Previous peer review

This peer review discussion has been closed.
I've listed this article for peer review because I'd like to get this article to GA, A, or maybe even FA status. It is hoped a peer review aside from helping to improve the article will give a reality check on what is achievable. I have made extensive revisions since the last time this topic came up for a GA nomination, strengthening the reference area and editing to make the language flow better. Any input would be appreciated.

Thank you very much. — Lambanog ( talk) 04:45, 12 February 2010 (UTC) reply

Brianboulton comments: I will be pleased to review such an attractive-looking article. It may be a few days before I can provide detailed comments on the text, but meantime there are a few general issues:'

  • There are several links to disambiguation pages. Use the link in the box in the top right corner of this page to identify and remedy these. Done
  • Ref [58]: the link to the online source is marked as a deadlink Note: now [57] Brianboulton ( talk) 16:34, 19 February 2010 (UTC) reply
  • Quite a bit of alt text needs to be written.
  • Although the pictures are in general wonderful, I am wondering whether 30+ is possibly a few too many. There is s feel of clutter in places; sometimes text is squeezed between images on left and right, contrary to MOS  Done

I will return with a full review shortly. Brianboulton ( talk) 00:41, 18 February 2010 (UTC) reply

Further comments Although quite absorbing to someone with very little knowledge of Philippines history, the article has significant prose and punctuation problems, some of which I have fixed. It could do with a top-to-bottom copyedit from an uninvolved editor. Here are some specific points requiring attention:-

  • Infobox: the location map is unhelpful to anyone trying to establish the location of the Philippines. Where is the "green" referred to in the caption?
  • Lead: the final sentence is confusing, and grammatically suspect. Basically it needs to be two sentences, separating the specific overthrow of Marcos from the underlying institutional weakneses. What, exactly, are these institutional weaknesses?
  • Etymology
    • The sentence beginning: "Eventually, the..." has structural and punctuation problems Done
    • "The official name of the Philippines changed throughout the course of its history." Rephrase: "The official name of the Philippines has changed several times in the course of the country's history." Done
    • "...the name Philippines began to appear, a name that has become its common name.[15] The official name..." Note four instances of "name" in rapid succession.
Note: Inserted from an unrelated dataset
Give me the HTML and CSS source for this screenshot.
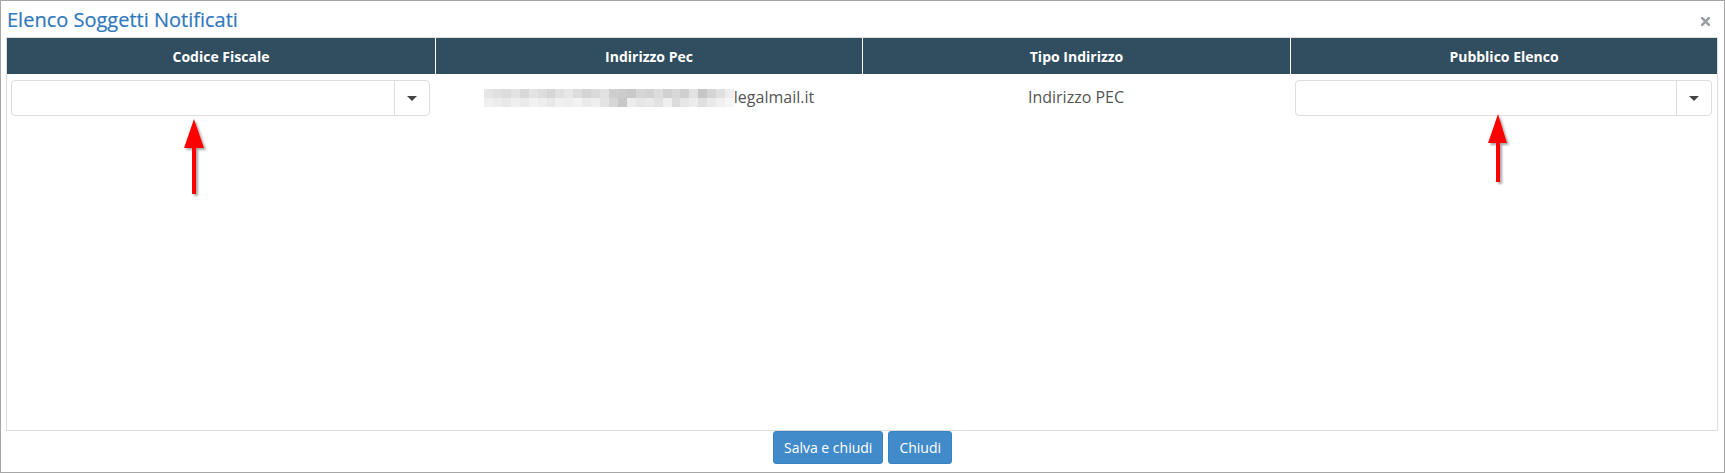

Rewording needed, to avoid this repetition. Done
  • History
    • General points:
      • The section would be easier to follow if divided into subsections, dealing for example with (a) the pre-Spanish period, (b) the Spanish period and (c) the American period. The postwar history of the Philippines as an independent country probably needs a full section of its own; at the moment, for example, the information on the Marcos period seems very superficial, contained basically in a single sentence: "By using political divisions, the tension of the Cold War, and the specter of communist rebellion and Islamic insurgency as justifications, he was able to govern by decree." We need some narrative on what was happening in the country, in the years between 1972 and 1983.
      • there is an over-reliance on links rather than explanations of specialist terms
    • "In 1965, Ferdinand Marcos was elected president, his wife Imelda Marcos at his side." Is the second half of the sentence necessary, bearing in mind there are no further references to Imelda in the article?
    • Important statements are uncited, e.g. in the latter part of the seventh paragraph and sentences the final paragraph of the section.
    • Example of an awkwardly constructed sentence: "This led to the People Power Revolution instigated when long time Marcos allies Armed Forces of the Philippines Vice Chief-of-Staff Fidel V. Ramos and Secretary of National Defense Juan Ponce Enrile resigned, withdrew their support, and barricaded themselves in Camp Aguinaldo and Camp Crame". The descriptions of the two rebels are are far too long and the sentence loses its meaning. Try something like "This led to the People Power Revolution, instigated when two long-time Marcos allies—Army Vice Chief-of-Staff Fidel V. Ramos and Defense Secretary Juan Ponce Enrile—resigned and barricaded themselves in Camp Aguinaldo and Camp Crame respectively." (I think "withdrew their support" can be deduced) Done

This is as far as I can take it for the present, but there is sufficient here for you to get busy on. I shall be interested to see your response. Brianboulton ( talk) 18:53, 19 February 2010 (UTC) reply

Lambanog: Let me start off by thanking you for agreeing to review the article! It's quite large and hopefully not too daunting to review in great detail. I will try to address and incorporate your concerns and suggestions. I will elaborate on some of the points you have made so you have additional background as to why the article has developed as it has.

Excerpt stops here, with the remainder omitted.